Helene Roth: Quand on a atteint un stade de la vie où l’on remet tout en question en essayant de trouver sa place, on veut tout faire autrement que ses parents. Il s’agit de l’accepter comme tel. Je pense que grandir dans un monde aussi médiatisé n’est pas toujours facile. Chercher le dialogue avec l’enfant pour établir une connexion est un premier pas: tout est basé sur la relation. La force consiste à être présent et à chercher ensemble des solutions, à les respecter systématiquement, à faire confiance à l’enfant et à l’accompagner. Ranger soi-même son téléphone portable pour s’engager avec l’enfant, l’écouter et lui témoigner un intérêt sincère est d’une grande aide. Il est alors possible de proposer à l’enfant de passer du temps ensemble dans la nature.

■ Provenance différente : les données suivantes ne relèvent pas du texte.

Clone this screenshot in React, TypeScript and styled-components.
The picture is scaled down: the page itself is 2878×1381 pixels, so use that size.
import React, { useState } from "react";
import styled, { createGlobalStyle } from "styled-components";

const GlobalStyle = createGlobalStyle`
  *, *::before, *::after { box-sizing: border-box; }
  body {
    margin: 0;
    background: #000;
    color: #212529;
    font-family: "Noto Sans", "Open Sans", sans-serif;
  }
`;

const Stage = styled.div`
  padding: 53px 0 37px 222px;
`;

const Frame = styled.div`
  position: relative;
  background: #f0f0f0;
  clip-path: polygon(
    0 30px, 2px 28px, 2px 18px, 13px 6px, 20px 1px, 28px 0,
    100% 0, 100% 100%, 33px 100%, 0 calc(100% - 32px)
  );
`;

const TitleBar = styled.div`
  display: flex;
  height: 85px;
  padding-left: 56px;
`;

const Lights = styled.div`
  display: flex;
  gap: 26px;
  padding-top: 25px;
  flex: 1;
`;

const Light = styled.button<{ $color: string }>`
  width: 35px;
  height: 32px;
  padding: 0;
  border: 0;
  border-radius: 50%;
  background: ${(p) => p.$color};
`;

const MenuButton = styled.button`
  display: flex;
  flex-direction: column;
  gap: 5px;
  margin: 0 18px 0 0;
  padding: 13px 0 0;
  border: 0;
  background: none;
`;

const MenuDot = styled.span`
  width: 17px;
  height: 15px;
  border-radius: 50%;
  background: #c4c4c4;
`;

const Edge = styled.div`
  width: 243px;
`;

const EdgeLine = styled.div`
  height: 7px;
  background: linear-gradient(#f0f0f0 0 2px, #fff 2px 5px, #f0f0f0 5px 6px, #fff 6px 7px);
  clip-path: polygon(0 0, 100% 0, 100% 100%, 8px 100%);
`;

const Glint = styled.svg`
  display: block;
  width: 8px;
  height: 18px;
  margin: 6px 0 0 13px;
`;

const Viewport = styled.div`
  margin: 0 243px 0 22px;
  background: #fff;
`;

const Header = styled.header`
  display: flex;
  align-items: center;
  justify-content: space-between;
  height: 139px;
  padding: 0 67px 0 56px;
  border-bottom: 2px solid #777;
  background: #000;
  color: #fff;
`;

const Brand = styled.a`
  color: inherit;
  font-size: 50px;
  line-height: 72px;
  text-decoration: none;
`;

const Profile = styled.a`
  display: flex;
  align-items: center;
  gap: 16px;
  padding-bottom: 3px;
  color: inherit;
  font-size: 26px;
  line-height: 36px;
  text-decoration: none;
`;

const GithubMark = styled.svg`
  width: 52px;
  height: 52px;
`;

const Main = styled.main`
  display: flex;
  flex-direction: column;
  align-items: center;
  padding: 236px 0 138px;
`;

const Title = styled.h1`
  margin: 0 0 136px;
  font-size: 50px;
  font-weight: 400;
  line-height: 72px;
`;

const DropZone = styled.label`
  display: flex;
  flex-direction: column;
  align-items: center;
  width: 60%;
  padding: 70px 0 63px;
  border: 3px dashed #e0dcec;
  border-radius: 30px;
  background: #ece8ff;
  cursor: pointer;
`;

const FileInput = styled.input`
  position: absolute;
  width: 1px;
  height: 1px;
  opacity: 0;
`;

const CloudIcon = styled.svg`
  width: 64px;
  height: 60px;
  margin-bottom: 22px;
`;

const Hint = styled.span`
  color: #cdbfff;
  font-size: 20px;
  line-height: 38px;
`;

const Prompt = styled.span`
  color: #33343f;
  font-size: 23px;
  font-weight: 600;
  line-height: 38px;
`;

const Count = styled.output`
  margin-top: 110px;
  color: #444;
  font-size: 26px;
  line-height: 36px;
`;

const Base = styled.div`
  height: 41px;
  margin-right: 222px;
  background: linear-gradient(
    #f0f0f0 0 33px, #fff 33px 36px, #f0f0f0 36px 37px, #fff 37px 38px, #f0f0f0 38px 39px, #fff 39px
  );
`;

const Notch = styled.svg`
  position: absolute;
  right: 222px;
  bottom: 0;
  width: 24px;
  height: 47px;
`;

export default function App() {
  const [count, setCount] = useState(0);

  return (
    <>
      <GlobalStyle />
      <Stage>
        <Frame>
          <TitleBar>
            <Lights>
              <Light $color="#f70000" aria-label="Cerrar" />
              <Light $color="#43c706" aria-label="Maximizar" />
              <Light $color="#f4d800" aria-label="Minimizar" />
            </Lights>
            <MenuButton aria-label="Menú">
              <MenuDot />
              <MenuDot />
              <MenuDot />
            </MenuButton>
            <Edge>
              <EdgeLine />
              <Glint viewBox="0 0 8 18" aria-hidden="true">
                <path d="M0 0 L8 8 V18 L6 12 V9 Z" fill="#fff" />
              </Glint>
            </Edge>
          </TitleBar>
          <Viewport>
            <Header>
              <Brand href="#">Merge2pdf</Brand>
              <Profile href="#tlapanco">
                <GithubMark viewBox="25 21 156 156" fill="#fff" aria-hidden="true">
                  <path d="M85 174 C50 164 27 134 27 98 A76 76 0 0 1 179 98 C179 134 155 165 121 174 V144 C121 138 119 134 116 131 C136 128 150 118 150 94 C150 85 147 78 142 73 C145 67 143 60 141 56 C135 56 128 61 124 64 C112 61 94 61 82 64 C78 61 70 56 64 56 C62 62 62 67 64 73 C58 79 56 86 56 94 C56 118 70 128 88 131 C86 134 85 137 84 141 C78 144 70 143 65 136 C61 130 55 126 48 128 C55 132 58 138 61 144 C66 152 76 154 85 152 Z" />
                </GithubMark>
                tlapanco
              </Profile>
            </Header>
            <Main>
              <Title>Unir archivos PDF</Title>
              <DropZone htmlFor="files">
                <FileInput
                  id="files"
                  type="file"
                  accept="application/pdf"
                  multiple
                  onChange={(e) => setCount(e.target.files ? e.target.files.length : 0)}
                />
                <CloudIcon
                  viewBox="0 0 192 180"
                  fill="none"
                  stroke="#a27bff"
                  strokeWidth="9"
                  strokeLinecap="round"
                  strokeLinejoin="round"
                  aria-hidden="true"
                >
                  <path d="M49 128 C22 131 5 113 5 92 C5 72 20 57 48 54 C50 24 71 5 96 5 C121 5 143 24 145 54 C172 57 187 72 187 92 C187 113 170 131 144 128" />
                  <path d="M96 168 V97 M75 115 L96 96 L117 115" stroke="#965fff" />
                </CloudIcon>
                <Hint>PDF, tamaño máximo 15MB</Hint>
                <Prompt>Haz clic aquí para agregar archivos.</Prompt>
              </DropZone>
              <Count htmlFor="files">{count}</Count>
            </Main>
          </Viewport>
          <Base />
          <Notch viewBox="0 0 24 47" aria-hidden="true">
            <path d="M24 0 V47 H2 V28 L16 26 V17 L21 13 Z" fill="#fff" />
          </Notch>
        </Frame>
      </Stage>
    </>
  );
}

On ne protège que ce que l’on connaît. Quelles observations faites-vous dans votre travail concernant cette affirmation?
Helene Roth: Les expériences proches de la nature et l’appel à tous les sens, c’est-à-dire une orientation consciente vers l’action et l’expérience, de sorte qu’un attachement émotionnel à la nature puisse être établi, permettent de se familiariser davantage avec la nature et d’apprécier l’environnement. Cela favorise à long terme la motivation pour reconnaître l’enjeu écologique et comprendre l’importance de la protection de l’environnement et permet ainsi de changer son propre comportement. L’aliénation de la nature est synonyme de déracinement et d’aliénation de nous-mêmes. Mais si la graine de l’attachement à la nature est plantée dans l’enfance, alors l’adulte qu’il deviendra la retrouvera un jour ou l’autre.